It's the coldest day of the winter so far and Al Kaprielian is excited. "Near 15 below in Cheshah County, New Hampsha!" the long-time WNDS-turned-WZMY (MyTV) meteorologist shouts as he hustles down the hallway of his Derry, New Hampshire, studio. "Yes!"

Later that afternoon, answering questions about his career and the cult of personality that's developed around him during the past 25 years, Kaprielian will seem shy, casting his eyes downward and offering soft-spoken stock answers.

But standing on a soundstage, about to record one of the many updates he films for the station each day, he brightens. Because Kaprielian loves the weather. And here (so to speak) he's in his element.

"Crazy business, huh Petah?" he says to his producer as he shuffles in front of the green screen. "Gotta watch Sunday into Monday . . . right now it does not look like a big storm, but you nevah know in this business!"

Waiting, he paces. He fidgets with the four-button control box he uses to change the map. He's dressed up in a slate-gray sharkskin suit. Unseen out of the camera shot, he's wearing loosely-tied tan construction boots.

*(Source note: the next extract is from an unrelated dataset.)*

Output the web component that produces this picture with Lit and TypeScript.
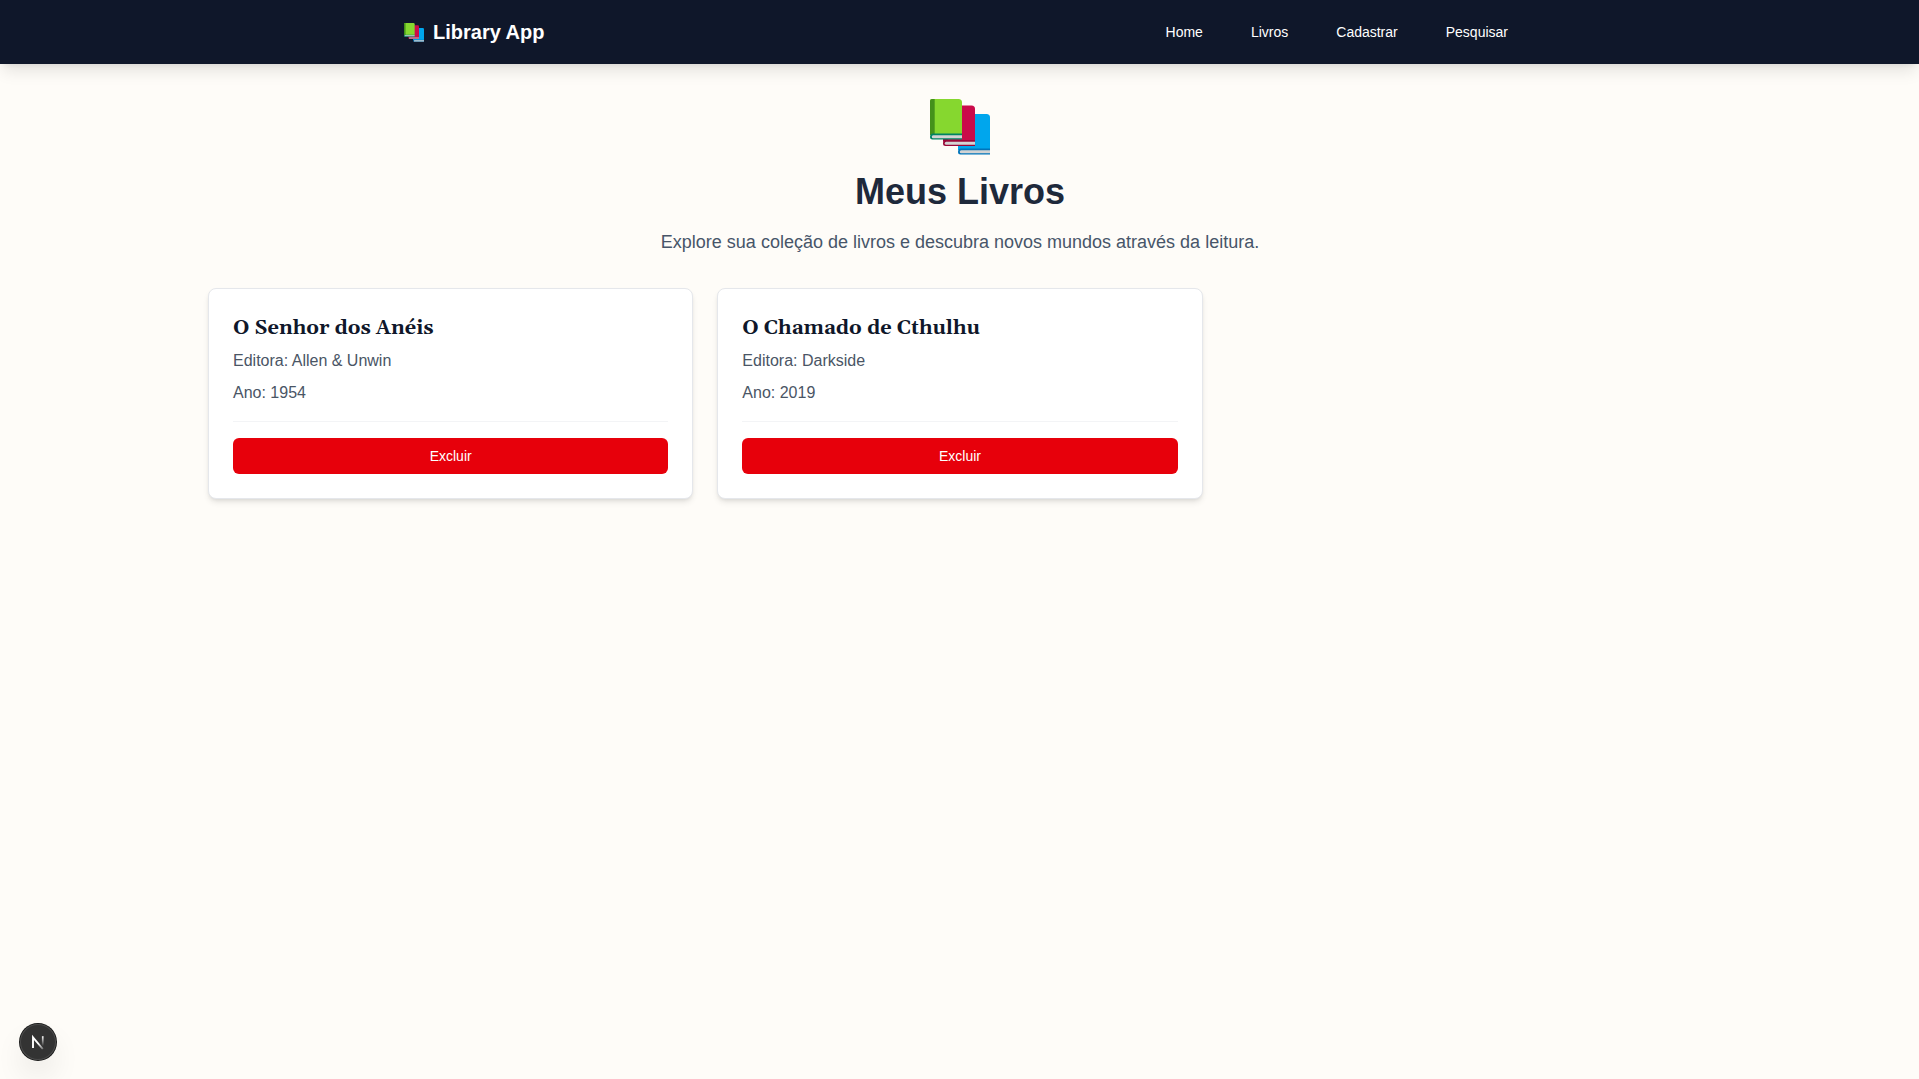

Through his earpiece, Kaprielian gets his cue, and, on a dime, he's on. He lets loose with a fast-talking, seemingly un-punctuated fugue:

Here is the snowfall amount south of Boston snowing on the Cape and it's coming down pretty good. . . . Wwwwe're headed down into the freezer for a while! . . . It could be 15 below zero in the Monadnock region and then we're gonna snow Sunday there's gonna be a storm in the Gulf of Maine a secondary coastal low we'll have to watch it Sunday night Monday especially near the coast we'll see you next hour.

Not at all like the smooth-talking and self-possessed meteorologists on the air here in Boston, Kaprielian looks more like an eighth-grade science teacher as he springs to life, a gusting late-March gale of exclamations and geeky tics.

Camera off. A deep breath.

"What a business," he says again to himself.

And then, to me: " 'We're in the freezer.' That was a good line."

Strangely beloved
On January 4, Kaprielian's Wikipedia page was deleted. A note left in its stead explained that one of that site's administrators had decided he showed no evidence of meeting the site's "notability criteria."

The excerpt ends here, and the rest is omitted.